EXERCISE AIM
Transcribe all of the records word for word, but omit the pictures.

EXTRACTED ENTRIES
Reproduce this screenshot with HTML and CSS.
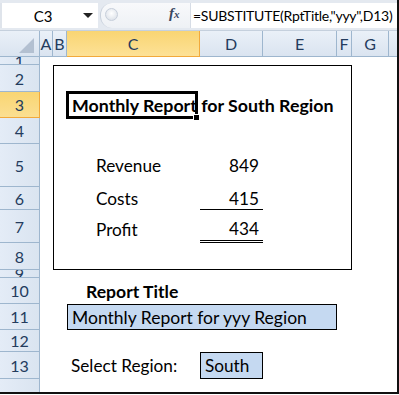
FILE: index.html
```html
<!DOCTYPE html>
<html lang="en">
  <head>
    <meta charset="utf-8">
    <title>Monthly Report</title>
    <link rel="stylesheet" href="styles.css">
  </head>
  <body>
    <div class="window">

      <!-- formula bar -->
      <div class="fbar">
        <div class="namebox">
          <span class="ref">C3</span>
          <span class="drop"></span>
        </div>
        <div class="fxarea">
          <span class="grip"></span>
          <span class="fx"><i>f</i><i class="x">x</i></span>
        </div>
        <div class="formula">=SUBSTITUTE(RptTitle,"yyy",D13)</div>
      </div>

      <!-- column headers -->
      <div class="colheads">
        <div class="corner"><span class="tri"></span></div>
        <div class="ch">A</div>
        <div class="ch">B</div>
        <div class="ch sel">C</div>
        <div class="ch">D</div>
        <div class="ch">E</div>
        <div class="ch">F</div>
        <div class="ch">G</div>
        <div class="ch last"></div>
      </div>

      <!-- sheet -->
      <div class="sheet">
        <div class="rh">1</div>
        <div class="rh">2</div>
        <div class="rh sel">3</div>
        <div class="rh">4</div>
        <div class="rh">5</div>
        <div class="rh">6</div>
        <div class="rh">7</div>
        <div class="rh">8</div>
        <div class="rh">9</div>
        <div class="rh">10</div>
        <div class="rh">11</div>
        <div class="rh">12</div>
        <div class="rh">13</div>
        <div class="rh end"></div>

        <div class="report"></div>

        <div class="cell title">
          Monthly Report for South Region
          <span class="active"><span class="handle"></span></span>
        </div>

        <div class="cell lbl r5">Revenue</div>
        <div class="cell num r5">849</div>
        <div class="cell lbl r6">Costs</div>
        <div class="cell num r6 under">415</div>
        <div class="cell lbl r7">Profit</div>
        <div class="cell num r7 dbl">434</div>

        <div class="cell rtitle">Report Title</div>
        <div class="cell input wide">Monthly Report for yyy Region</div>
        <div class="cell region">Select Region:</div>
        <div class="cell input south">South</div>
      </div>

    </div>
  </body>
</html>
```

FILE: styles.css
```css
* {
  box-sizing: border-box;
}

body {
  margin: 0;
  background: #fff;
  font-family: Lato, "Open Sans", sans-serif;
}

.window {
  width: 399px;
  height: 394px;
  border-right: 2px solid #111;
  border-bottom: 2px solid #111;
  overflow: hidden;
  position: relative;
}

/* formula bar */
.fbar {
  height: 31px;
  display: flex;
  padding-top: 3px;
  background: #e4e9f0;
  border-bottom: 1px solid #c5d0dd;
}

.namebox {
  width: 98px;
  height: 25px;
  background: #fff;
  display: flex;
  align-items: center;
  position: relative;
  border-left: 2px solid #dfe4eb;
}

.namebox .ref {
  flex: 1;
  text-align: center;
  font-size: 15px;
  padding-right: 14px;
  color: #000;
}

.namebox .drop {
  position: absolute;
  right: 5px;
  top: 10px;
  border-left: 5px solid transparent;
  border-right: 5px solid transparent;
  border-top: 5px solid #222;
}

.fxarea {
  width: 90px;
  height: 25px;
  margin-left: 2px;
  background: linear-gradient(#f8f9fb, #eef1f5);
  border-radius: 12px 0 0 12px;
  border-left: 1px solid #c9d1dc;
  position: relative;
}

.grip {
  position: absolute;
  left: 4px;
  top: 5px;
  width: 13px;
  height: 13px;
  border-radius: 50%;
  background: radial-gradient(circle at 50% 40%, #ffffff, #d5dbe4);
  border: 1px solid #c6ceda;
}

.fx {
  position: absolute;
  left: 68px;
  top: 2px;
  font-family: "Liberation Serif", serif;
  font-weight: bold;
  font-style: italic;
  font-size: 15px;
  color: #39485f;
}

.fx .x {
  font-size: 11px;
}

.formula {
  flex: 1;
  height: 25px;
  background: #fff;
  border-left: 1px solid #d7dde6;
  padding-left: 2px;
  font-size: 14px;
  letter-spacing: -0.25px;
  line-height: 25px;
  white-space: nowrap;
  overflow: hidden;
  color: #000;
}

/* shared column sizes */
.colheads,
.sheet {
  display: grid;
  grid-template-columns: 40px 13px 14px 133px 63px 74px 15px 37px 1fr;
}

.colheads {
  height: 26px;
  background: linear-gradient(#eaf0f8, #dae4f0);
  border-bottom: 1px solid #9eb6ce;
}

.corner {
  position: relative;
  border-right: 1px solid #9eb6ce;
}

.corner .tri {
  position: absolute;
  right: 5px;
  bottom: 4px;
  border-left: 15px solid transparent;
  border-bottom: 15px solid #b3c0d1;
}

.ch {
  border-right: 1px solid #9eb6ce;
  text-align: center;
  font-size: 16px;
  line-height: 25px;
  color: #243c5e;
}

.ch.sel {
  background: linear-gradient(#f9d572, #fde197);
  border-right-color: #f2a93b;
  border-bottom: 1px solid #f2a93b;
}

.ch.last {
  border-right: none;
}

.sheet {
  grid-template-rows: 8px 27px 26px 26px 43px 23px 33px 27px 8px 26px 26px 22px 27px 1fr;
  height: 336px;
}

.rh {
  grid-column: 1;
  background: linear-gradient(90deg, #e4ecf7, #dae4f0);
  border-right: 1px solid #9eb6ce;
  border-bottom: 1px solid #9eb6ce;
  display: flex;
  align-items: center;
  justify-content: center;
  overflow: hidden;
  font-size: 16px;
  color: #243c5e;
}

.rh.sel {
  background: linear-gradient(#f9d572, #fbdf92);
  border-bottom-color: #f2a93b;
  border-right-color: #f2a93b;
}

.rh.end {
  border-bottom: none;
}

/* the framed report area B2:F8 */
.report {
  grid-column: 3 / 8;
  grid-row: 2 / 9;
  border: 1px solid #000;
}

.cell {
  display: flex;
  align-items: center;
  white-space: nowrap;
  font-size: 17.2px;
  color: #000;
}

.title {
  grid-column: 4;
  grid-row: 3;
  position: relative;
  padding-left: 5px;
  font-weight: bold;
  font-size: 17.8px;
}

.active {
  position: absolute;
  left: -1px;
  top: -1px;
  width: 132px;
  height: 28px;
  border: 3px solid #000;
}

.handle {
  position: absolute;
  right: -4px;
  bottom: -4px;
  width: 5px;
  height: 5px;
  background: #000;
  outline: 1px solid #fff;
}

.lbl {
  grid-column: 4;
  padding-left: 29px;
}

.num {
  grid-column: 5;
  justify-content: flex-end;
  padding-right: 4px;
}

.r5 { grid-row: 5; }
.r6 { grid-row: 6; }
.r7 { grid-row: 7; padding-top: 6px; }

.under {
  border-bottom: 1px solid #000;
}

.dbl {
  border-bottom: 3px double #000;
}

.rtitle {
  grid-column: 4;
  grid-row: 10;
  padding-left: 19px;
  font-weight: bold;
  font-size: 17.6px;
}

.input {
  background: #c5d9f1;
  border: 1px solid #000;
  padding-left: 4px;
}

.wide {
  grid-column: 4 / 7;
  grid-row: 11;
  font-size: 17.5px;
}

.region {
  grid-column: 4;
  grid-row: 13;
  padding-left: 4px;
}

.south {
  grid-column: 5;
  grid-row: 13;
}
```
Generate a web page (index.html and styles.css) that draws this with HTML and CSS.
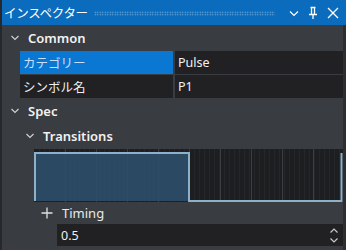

COMPLETED EXERCISE
Reproduce this screenshot with HTML and CSS.
FILE: index.html
```html
<!DOCTYPE html>
<html lang="en">
  <head>
    <meta charset="utf-8">
    <title>Monthly Report</title>
    <link rel="stylesheet" href="styles.css">
  </head>
  <body>
    <div class="window">

      <!-- formula bar -->
      <div class="fbar">
        <div class="namebox">
          <span class="ref">C3</span>
          <span class="drop"></span>
        </div>
        <div class="fxarea">
          <span class="grip"></span>
          <span class="fx"><i>f</i><i class="x">x</i></span>
        </div>
        <div class="formula">=SUBSTITUTE(RptTitle,"yyy",D13)</div>
      </div>

      <!-- column headers -->
      <div class="colheads">
        <div class="corner"><span class="tri"></span></div>
        <div class="ch">A</div>
        <div class="ch">B</div>
        <div class="ch sel">C</div>
        <div class="ch">D</div>
        <div class="ch">E</div>
        <div class="ch">F</div>
        <div class="ch">G</div>
        <div class="ch last"></div>
      </div>

      <!-- sheet -->
      <div class="sheet">
        <div class="rh">1</div>
        <div class="rh">2</div>
        <div class="rh sel">3</div>
        <div class="rh">4</div>
        <div class="rh">5</div>
        <div class="rh">6</div>
        <div class="rh">7</div>
        <div class="rh">8</div>
        <div class="rh">9</div>
        <div class="rh">10</div>
        <div class="rh">11</div>
        <div class="rh">12</div>
        <div class="rh">13</div>
        <div class="rh end"></div>

        <div class="report"></div>

        <div class="cell title">
          Monthly Report for South Region
          <span class="active"><span class="handle"></span></span>
        </div>

        <div class="cell lbl r5">Revenue</div>
        <div class="cell num r5">849</div>
        <div class="cell lbl r6">Costs</div>
        <div class="cell num r6 under">415</div>
        <div class="cell lbl r7">Profit</div>
        <div class="cell num r7 dbl">434</div>

        <div class="cell rtitle">Report Title</div>
        <div class="cell input wide">Monthly Report for yyy Region</div>
        <div class="cell region">Select Region:</div>
        <div class="cell input south">South</div>
      </div>

    </div>
  </body>
</html>
```

FILE: styles.css
```css
* {
  box-sizing: border-box;
}

body {
  margin: 0;
  background: #fff;
  font-family: Lato, "Open Sans", sans-serif;
}

.window {
  width: 399px;
  height: 394px;
  border-right: 2px solid #111;
  border-bottom: 2px solid #111;
  overflow: hidden;
  position: relative;
}

/* formula bar */
.fbar {
  height: 31px;
  display: flex;
  padding-top: 3px;
  background: #e4e9f0;
  border-bottom: 1px solid #c5d0dd;
}

.namebox {
  width: 98px;
  height: 25px;
  background: #fff;
  display: flex;
  align-items: center;
  position: relative;
  border-left: 2px solid #dfe4eb;
}

.namebox .ref {
  flex: 1;
  text-align: center;
  font-size: 15px;
  padding-right: 14px;
  color: #000;
}

.namebox .drop {
  position: absolute;
  right: 5px;
  top: 10px;
  border-left: 5px solid transparent;
  border-right: 5px solid transparent;
  border-top: 5px solid #222;
}

.fxarea {
  width: 90px;
  height: 25px;
  margin-left: 2px;
  background: linear-gradient(#f8f9fb, #eef1f5);
  border-radius: 12px 0 0 12px;
  border-left: 1px solid #c9d1dc;
  position: relative;
}

.grip {
  position: absolute;
  left: 4px;
  top: 5px;
  width: 13px;
  height: 13px;
  border-radius: 50%;
  background: radial-gradient(circle at 50% 40%, #ffffff, #d5dbe4);
  border: 1px solid #c6ceda;
}

.fx {
  position: absolute;
  left: 68px;
  top: 2px;
  font-family: "Liberation Serif", serif;
  font-weight: bold;
  font-style: italic;
  font-size: 15px;
  color: #39485f;
}

.fx .x {
  font-size: 11px;
}

.formula {
  flex: 1;
  height: 25px;
  background: #fff;
  border-left: 1px solid #d7dde6;
  padding-left: 2px;
  font-size: 14px;
  letter-spacing: -0.25px;
  line-height: 25px;
  white-space: nowrap;
  overflow: hidden;
  color: #000;
}

/* shared column sizes */
.colheads,
.sheet {
  display: grid;
  grid-template-columns: 40px 13px 14px 133px 63px 74px 15px 37px 1fr;
}

.colheads {
  height: 26px;
  background: linear-gradient(#eaf0f8, #dae4f0);
  border-bottom: 1px solid #9eb6ce;
}

.corner {
  position: relative;
  border-right: 1px solid #9eb6ce;
}

.corner .tri {
  position: absolute;
  right: 5px;
  bottom: 4px;
  border-left: 15px solid transparent;
  border-bottom: 15px solid #b3c0d1;
}

.ch {
  border-right: 1px solid #9eb6ce;
  text-align: center;
  font-size: 16px;
  line-height: 25px;
  color: #243c5e;
}

.ch.sel {
  background: linear-gradient(#f9d572, #fde197);
  border-right-color: #f2a93b;
  border-bottom: 1px solid #f2a93b;
}

.ch.last {
  border-right: none;
}

.sheet {
  grid-template-rows: 8px 27px 26px 26px 43px 23px 33px 27px 8px 26px 26px 22px 27px 1fr;
  height: 336px;
}

.rh {
  grid-column: 1;
  background: linear-gradient(90deg, #e4ecf7, #dae4f0);
  border-right: 1px solid #9eb6ce;
  border-bottom: 1px solid #9eb6ce;
  display: flex;
  align-items: center;
  justify-content: center;
  overflow: hidden;
  font-size: 16px;
  color: #243c5e;
}

.rh.sel {
  background: linear-gradient(#f9d572, #fbdf92);
  border-bottom-color: #f2a93b;
  border-right-color: #f2a93b;
}

.rh.end {
  border-bottom: none;
}

/* the framed report area B2:F8 */
.report {
  grid-column: 3 / 8;
  grid-row: 2 / 9;
  border: 1px solid #000;
}

.cell {
  display: flex;
  align-items: center;
  white-space: nowrap;
  font-size: 17.2px;
  color: #000;
}

.title {
  grid-column: 4;
  grid-row: 3;
  position: relative;
  padding-left: 5px;
  font-weight: bold;
  font-size: 17.8px;
}

.active {
  position: absolute;
  left: -1px;
  top: -1px;
  width: 132px;
  height: 28px;
  border: 3px solid #000;
}

.handle {
  position: absolute;
  right: -4px;
  bottom: -4px;
  width: 5px;
  height: 5px;
  background: #000;
  outline: 1px solid #fff;
}

.lbl {
  grid-column: 4;
  padding-left: 29px;
}

.num {
  grid-column: 5;
  justify-content: flex-end;
  padding-right: 4px;
}

.r5 { grid-row: 5; }
.r6 { grid-row: 6; }
.r7 { grid-row: 7; padding-top: 6px; }

.under {
  border-bottom: 1px solid #000;
}

.dbl {
  border-bottom: 3px double #000;
}

.rtitle {
  grid-column: 4;
  grid-row: 10;
  padding-left: 19px;
  font-weight: bold;
  font-size: 17.6px;
}

.input {
  background: #c5d9f1;
  border: 1px solid #000;
  padding-left: 4px;
}

.wide {
  grid-column: 4 / 7;
  grid-row: 11;
  font-size: 17.5px;
}

.region {
  grid-column: 4;
  grid-row: 13;
  padding-left: 4px;
}

.south {
  grid-column: 5;
  grid-row: 13;
}
```
Generate a web page (index.html and styles.css) that draws this with HTML and CSS.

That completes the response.